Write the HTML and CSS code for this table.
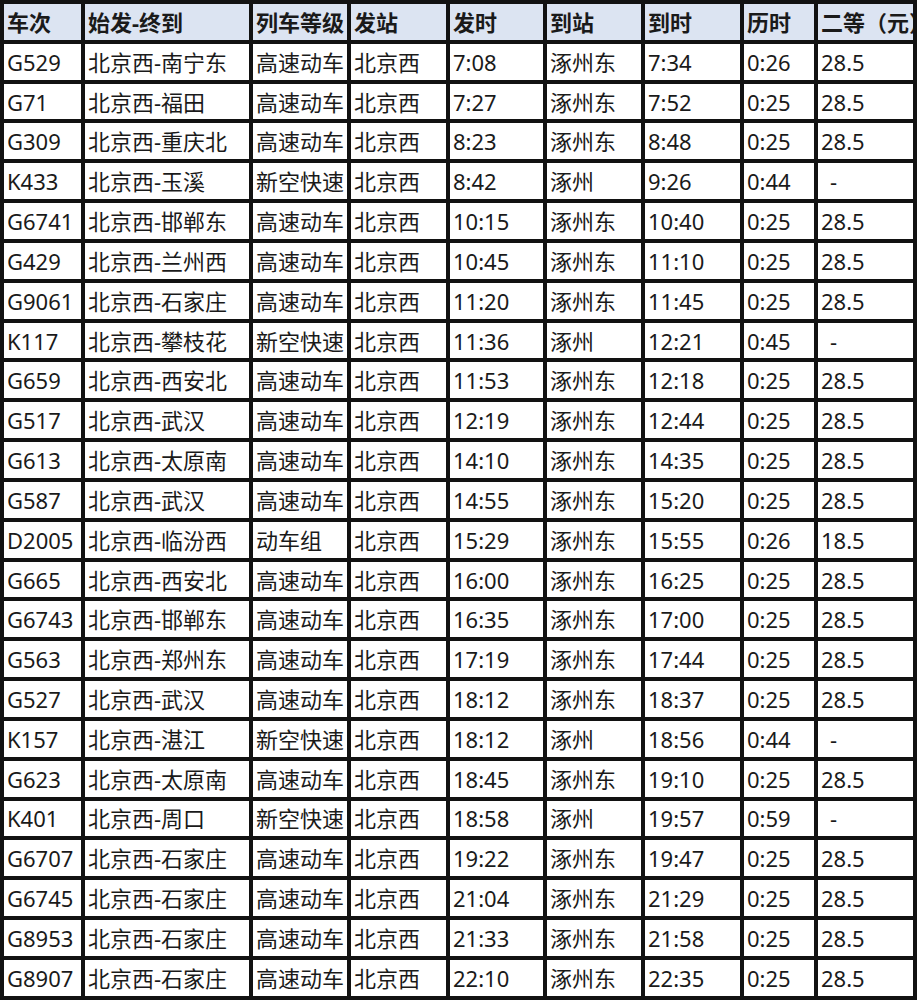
FILE: index.html
```html
<!DOCTYPE html>
<html lang="zh-CN">
<head>
<meta charset="utf-8">
<title>北京西-涿州 列车时刻表</title>
<link rel="stylesheet" href="styles.css">
</head>
<body>
<div class="timetable">
  <div class="cell head">车次</div><div class="cell head">始发-终到</div><div class="cell head">列车等级</div><div class="cell head">发站</div><div class="cell head">发时</div><div class="cell head">到站</div><div class="cell head">到时</div><div class="cell head">历时</div><div class="cell head">二等（元）</div>

  <div class="cell">G529</div><div class="cell">北京西-南宁东</div><div class="cell">高速动车</div><div class="cell">北京西</div><div class="cell">7:08</div><div class="cell">涿州东</div><div class="cell">7:34</div><div class="cell">0:26</div><div class="cell">28.5</div>
  <div class="cell">G71</div><div class="cell">北京西-福田</div><div class="cell">高速动车</div><div class="cell">北京西</div><div class="cell">7:27</div><div class="cell">涿州东</div><div class="cell">7:52</div><div class="cell">0:25</div><div class="cell">28.5</div>
  <div class="cell">G309</div><div class="cell">北京西-重庆北</div><div class="cell">高速动车</div><div class="cell">北京西</div><div class="cell">8:23</div><div class="cell">涿州东</div><div class="cell">8:48</div><div class="cell">0:25</div><div class="cell">28.5</div>
  <div class="cell">K433</div><div class="cell">北京西-玉溪</div><div class="cell">新空快速</div><div class="cell">北京西</div><div class="cell">8:42</div><div class="cell">涿州</div><div class="cell">9:26</div><div class="cell">0:44</div><div class="cell dash">-</div>
  <div class="cell">G6741</div><div class="cell">北京西-邯郸东</div><div class="cell">高速动车</div><div class="cell">北京西</div><div class="cell">10:15</div><div class="cell">涿州东</div><div class="cell">10:40</div><div class="cell">0:25</div><div class="cell">28.5</div>
  <div class="cell">G429</div><div class="cell">北京西-兰州西</div><div class="cell">高速动车</div><div class="cell">北京西</div><div class="cell">10:45</div><div class="cell">涿州东</div><div class="cell">11:10</div><div class="cell">0:25</div><div class="cell">28.5</div>
  <div class="cell">G9061</div><div class="cell">北京西-石家庄</div><div class="cell">高速动车</div><div class="cell">北京西</div><div class="cell">11:20</div><div class="cell">涿州东</div><div class="cell">11:45</div><div class="cell">0:25</div><div class="cell">28.5</div>
  <div class="cell">K117</div><div class="cell">北京西-攀枝花</div><div class="cell">新空快速</div><div class="cell">北京西</div><div class="cell">11:36</div><div class="cell">涿州</div><div class="cell">12:21</div><div class="cell">0:45</div><div class="cell dash">-</div>
  <div class="cell">G659</div><div class="cell">北京西-西安北</div><div class="cell">高速动车</div><div class="cell">北京西</div><div class="cell">11:53</div><div class="cell">涿州东</div><div class="cell">12:18</div><div class="cell">0:25</div><div class="cell">28.5</div>
  <div class="cell">G517</div><div class="cell">北京西-武汉</div><div class="cell">高速动车</div><div class="cell">北京西</div><div class="cell">12:19</div><div class="cell">涿州东</div><div class="cell">12:44</div><div class="cell">0:25</div><div class="cell">28.5</div>
  <div class="cell">G613</div><div class="cell">北京西-太原南</div><div class="cell">高速动车</div><div class="cell">北京西</div><div class="cell">14:10</div><div class="cell">涿州东</div><div class="cell">14:35</div><div class="cell">0:25</div><div class="cell">28.5</div>
  <div class="cell">G587</div><div class="cell">北京西-武汉</div><div class="cell">高速动车</div><div class="cell">北京西</div><div class="cell">14:55</div><div class="cell">涿州东</div><div class="cell">15:20</div><div class="cell">0:25</div><div class="cell">28.5</div>
  <div class="cell">D2005</div><div class="cell">北京西-临汾西</div><div class="cell">动车组</div><div class="cell">北京西</div><div class="cell">15:29</div><div class="cell">涿州东</div><div class="cell">15:55</div><div class="cell">0:26</div><div class="cell">18.5</div>
  <div class="cell">G665</div><div class="cell">北京西-西安北</div><div class="cell">高速动车</div><div class="cell">北京西</div><div class="cell">16:00</div><div class="cell">涿州东</div><div class="cell">16:25</div><div class="cell">0:25</div><div class="cell">28.5</div>
  <div class="cell">G6743</div><div class="cell">北京西-邯郸东</div><div class="cell">高速动车</div><div class="cell">北京西</div><div class="cell">16:35</div><div class="cell">涿州东</div><div class="cell">17:00</div><div class="cell">0:25</div><div class="cell">28.5</div>
  <div class="cell">G563</div><div class="cell">北京西-郑州东</div><div class="cell">高速动车</div><div class="cell">北京西</div><div class="cell">17:19</div><div class="cell">涿州东</div><div class="cell">17:44</div><div class="cell">0:25</div><div class="cell">28.5</div>
  <div class="cell">G527</div><div class="cell">北京西-武汉</div><div class="cell">高速动车</div><div class="cell">北京西</div><div class="cell">18:12</div><div class="cell">涿州东</div><div class="cell">18:37</div><div class="cell">0:25</div><div class="cell">28.5</div>
  <div class="cell">K157</div><div class="cell">北京西-湛江</div><div class="cell">新空快速</div><div class="cell">北京西</div><div class="cell">18:12</div><div class="cell">涿州</div><div class="cell">18:56</div><div class="cell">0:44</div><div class="cell dash">-</div>
  <div class="cell">G623</div><div class="cell">北京西-太原南</div><div class="cell">高速动车</div><div class="cell">北京西</div><div class="cell">18:45</div><div class="cell">涿州东</div><div class="cell">19:10</div><div class="cell">0:25</div><div class="cell">28.5</div>
  <div class="cell">K401</div><div class="cell">北京西-周口</div><div class="cell">新空快速</div><div class="cell">北京西</div><div class="cell">18:58</div><div class="cell">涿州</div><div class="cell">19:57</div><div class="cell">0:59</div><div class="cell dash">-</div>
  <div class="cell">G6707</div><div class="cell">北京西-石家庄</div><div class="cell">高速动车</div><div class="cell">北京西</div><div class="cell">19:22</div><div class="cell">涿州东</div><div class="cell">19:47</div><div class="cell">0:25</div><div class="cell">28.5</div>
  <div class="cell">G6745</div><div class="cell">北京西-石家庄</div><div class="cell">高速动车</div><div class="cell">北京西</div><div class="cell">21:04</div><div class="cell">涿州东</div><div class="cell">21:29</div><div class="cell">0:25</div><div class="cell">28.5</div>
  <div class="cell">G8953</div><div class="cell">北京西-石家庄</div><div class="cell">高速动车</div><div class="cell">北京西</div><div class="cell">21:33</div><div class="cell">涿州东</div><div class="cell">21:58</div><div class="cell">0:25</div><div class="cell">28.5</div>
  <div class="cell">G8907</div><div class="cell">北京西-石家庄</div><div class="cell">高速动车</div><div class="cell">北京西</div><div class="cell">22:10</div><div class="cell">涿州东</div><div class="cell">22:35</div><div class="cell">0:25</div><div class="cell">28.5</div>
</div>
</body>
</html>
```
FILE: styles.css
```css
html, body {
  margin: 0;
  padding: 0;
  background: #ffffff;
}

.timetable {
  box-sizing: border-box;
  width: 917px;
  height: 1000px;
  display: grid;
  grid-template-columns: 77px 164px 94px 95px 93px 94px 95px 70px 95px;
  grid-auto-rows: 35.84px;
  gap: 4px;
  padding: 4px;
  background: #121212;
  overflow: hidden;
}

.cell {
  display: flex;
  align-items: center;
  padding-left: 3px;
  background: #ffffff;
  color: #1a1a1a;
  font-family: "Noto Sans", "Noto Sans CJK SC", sans-serif;
  font-size: 22px;
  line-height: 1;
  white-space: nowrap;
  overflow: hidden;
}

.head {
  background: #dce4f2;
  font-weight: 700;
}

.dash {
  padding-left: 12px;
}
```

▬▬▬▬▬▬▬▬▬▬

# Aim:
Retype the data above exactly; pictures are not part of the copy.

# Result for this task:
Write the HTML and CSS code for this table.
FILE: index.html
```html
<!DOCTYPE html>
<html lang="zh-CN">
<head>
<meta charset="utf-8">
<title>北京西-涿州 列车时刻表</title>
<link rel="stylesheet" href="styles.css">
</head>
<body>
<div class="timetable">
  <div class="cell head">车次</div><div class="cell head">始发-终到</div><div class="cell head">列车等级</div><div class="cell head">发站</div><div class="cell head">发时</div><div class="cell head">到站</div><div class="cell head">到时</div><div class="cell head">历时</div><div class="cell head">二等（元）</div>

  <div class="cell">G529</div><div class="cell">北京西-南宁东</div><div class="cell">高速动车</div><div class="cell">北京西</div><div class="cell">7:08</div><div class="cell">涿州东</div><div class="cell">7:34</div><div class="cell">0:26</div><div class="cell">28.5</div>
  <div class="cell">G71</div><div class="cell">北京西-福田</div><div class="cell">高速动车</div><div class="cell">北京西</div><div class="cell">7:27</div><div class="cell">涿州东</div><div class="cell">7:52</div><div class="cell">0:25</div><div class="cell">28.5</div>
  <div class="cell">G309</div><div class="cell">北京西-重庆北</div><div class="cell">高速动车</div><div class="cell">北京西</div><div class="cell">8:23</div><div class="cell">涿州东</div><div class="cell">8:48</div><div class="cell">0:25</div><div class="cell">28.5</div>
  <div class="cell">K433</div><div class="cell">北京西-玉溪</div><div class="cell">新空快速</div><div class="cell">北京西</div><div class="cell">8:42</div><div class="cell">涿州</div><div class="cell">9:26</div><div class="cell">0:44</div><div class="cell dash">-</div>
  <div class="cell">G6741</div><div class="cell">北京西-邯郸东</div><div class="cell">高速动车</div><div class="cell">北京西</div><div class="cell">10:15</div><div class="cell">涿州东</div><div class="cell">10:40</div><div class="cell">0:25</div><div class="cell">28.5</div>
  <div class="cell">G429</div><div class="cell">北京西-兰州西</div><div class="cell">高速动车</div><div class="cell">北京西</div><div class="cell">10:45</div><div class="cell">涿州东</div><div class="cell">11:10</div><div class="cell">0:25</div><div class="cell">28.5</div>
  <div class="cell">G9061</div><div class="cell">北京西-石家庄</div><div class="cell">高速动车</div><div class="cell">北京西</div><div class="cell">11:20</div><div class="cell">涿州东</div><div class="cell">11:45</div><div class="cell">0:25</div><div class="cell">28.5</div>
  <div class="cell">K117</div><div class="cell">北京西-攀枝花</div><div class="cell">新空快速</div><div class="cell">北京西</div><div class="cell">11:36</div><div class="cell">涿州</div><div class="cell">12:21</div><div class="cell">0:45</div><div class="cell dash">-</div>
  <div class="cell">G659</div><div class="cell">北京西-西安北</div><div class="cell">高速动车</div><div class="cell">北京西</div><div class="cell">11:53</div><div class="cell">涿州东</div><div class="cell">12:18</div><div class="cell">0:25</div><div class="cell">28.5</div>
  <div class="cell">G517</div><div class="cell">北京西-武汉</div><div class="cell">高速动车</div><div class="cell">北京西</div><div class="cell">12:19</div><div class="cell">涿州东</div><div class="cell">12:44</div><div class="cell">0:25</div><div class="cell">28.5</div>
  <div class="cell">G613</div><div class="cell">北京西-太原南</div><div class="cell">高速动车</div><div class="cell">北京西</div><div class="cell">14:10</div><div class="cell">涿州东</div><div class="cell">14:35</div><div class="cell">0:25</div><div class="cell">28.5</div>
  <div class="cell">G587</div><div class="cell">北京西-武汉</div><div class="cell">高速动车</div><div class="cell">北京西</div><div class="cell">14:55</div><div class="cell">涿州东</div><div class="cell">15:20</div><div class="cell">0:25</div><div class="cell">28.5</div>
  <div class="cell">D2005</div><div class="cell">北京西-临汾西</div><div class="cell">动车组</div><div class="cell">北京西</div><div class="cell">15:29</div><div class="cell">涿州东</div><div class="cell">15:55</div><div class="cell">0:26</div><div class="cell">18.5</div>
  <div class="cell">G665</div><div class="cell">北京西-西安北</div><div class="cell">高速动车</div><div class="cell">北京西</div><div class="cell">16:00</div><div class="cell">涿州东</div><div class="cell">16:25</div><div class="cell">0:25</div><div class="cell">28.5</div>
  <div class="cell">G6743</div><div class="cell">北京西-邯郸东</div><div class="cell">高速动车</div><div class="cell">北京西</div><div class="cell">16:35</div><div class="cell">涿州东</div><div class="cell">17:00</div><div class="cell">0:25</div><div class="cell">28.5</div>
  <div class="cell">G563</div><div class="cell">北京西-郑州东</div><div class="cell">高速动车</div><div class="cell">北京西</div><div class="cell">17:19</div><div class="cell">涿州东</div><div class="cell">17:44</div><div class="cell">0:25</div><div class="cell">28.5</div>
  <div class="cell">G527</div><div class="cell">北京西-武汉</div><div class="cell">高速动车</div><div class="cell">北京西</div><div class="cell">18:12</div><div class="cell">涿州东</div><div class="cell">18:37</div><div class="cell">0:25</div><div class="cell">28.5</div>
  <div class="cell">K157</div><div class="cell">北京西-湛江</div><div class="cell">新空快速</div><div class="cell">北京西</div><div class="cell">18:12</div><div class="cell">涿州</div><div class="cell">18:56</div><div class="cell">0:44</div><div class="cell dash">-</div>
  <div class="cell">G623</div><div class="cell">北京西-太原南</div><div class="cell">高速动车</div><div class="cell">北京西</div><div class="cell">18:45</div><div class="cell">涿州东</div><div class="cell">19:10</div><div class="cell">0:25</div><div class="cell">28.5</div>
  <div class="cell">K401</div><div class="cell">北京西-周口</div><div class="cell">新空快速</div><div class="cell">北京西</div><div class="cell">18:58</div><div class="cell">涿州</div><div class="cell">19:57</div><div class="cell">0:59</div><div class="cell dash">-</div>
  <div class="cell">G6707</div><div class="cell">北京西-石家庄</div><div class="cell">高速动车</div><div class="cell">北京西</div><div class="cell">19:22</div><div class="cell">涿州东</div><div class="cell">19:47</div><div class="cell">0:25</div><div class="cell">28.5</div>
  <div class="cell">G6745</div><div class="cell">北京西-石家庄</div><div class="cell">高速动车</div><div class="cell">北京西</div><div class="cell">21:04</div><div class="cell">涿州东</div><div class="cell">21:29</div><div class="cell">0:25</div><div class="cell">28.5</div>
  <div class="cell">G8953</div><div class="cell">北京西-石家庄</div><div class="cell">高速动车</div><div class="cell">北京西</div><div class="cell">21:33</div><div class="cell">涿州东</div><div class="cell">21:58</div><div class="cell">0:25</div><div class="cell">28.5</div>
  <div class="cell">G8907</div><div class="cell">北京西-石家庄</div><div class="cell">高速动车</div><div class="cell">北京西</div><div class="cell">22:10</div><div class="cell">涿州东</div><div class="cell">22:35</div><div class="cell">0:25</div><div class="cell">28.5</div>
</div>
</body>
</html>
```
FILE: styles.css
```css
html, body {
  margin: 0;
  padding: 0;
  background: #ffffff;
}

.timetable {
  box-sizing: border-box;
  width: 917px;
  height: 1000px;
  display: grid;
  grid-template-columns: 77px 164px 94px 95px 93px 94px 95px 70px 95px;
  grid-auto-rows: 35.84px;
  gap: 4px;
  padding: 4px;
  background: #121212;
  overflow: hidden;
}

.cell {
  display: flex;
  align-items: center;
  padding-left: 3px;
  background: #ffffff;
  color: #1a1a1a;
  font-family: "Noto Sans", "Noto Sans CJK SC", sans-serif;
  font-size: 22px;
  line-height: 1;
  white-space: nowrap;
  overflow: hidden;
}

.head {
  background: #dce4f2;
  font-weight: 700;
}

.dash {
  padding-left: 12px;
}
```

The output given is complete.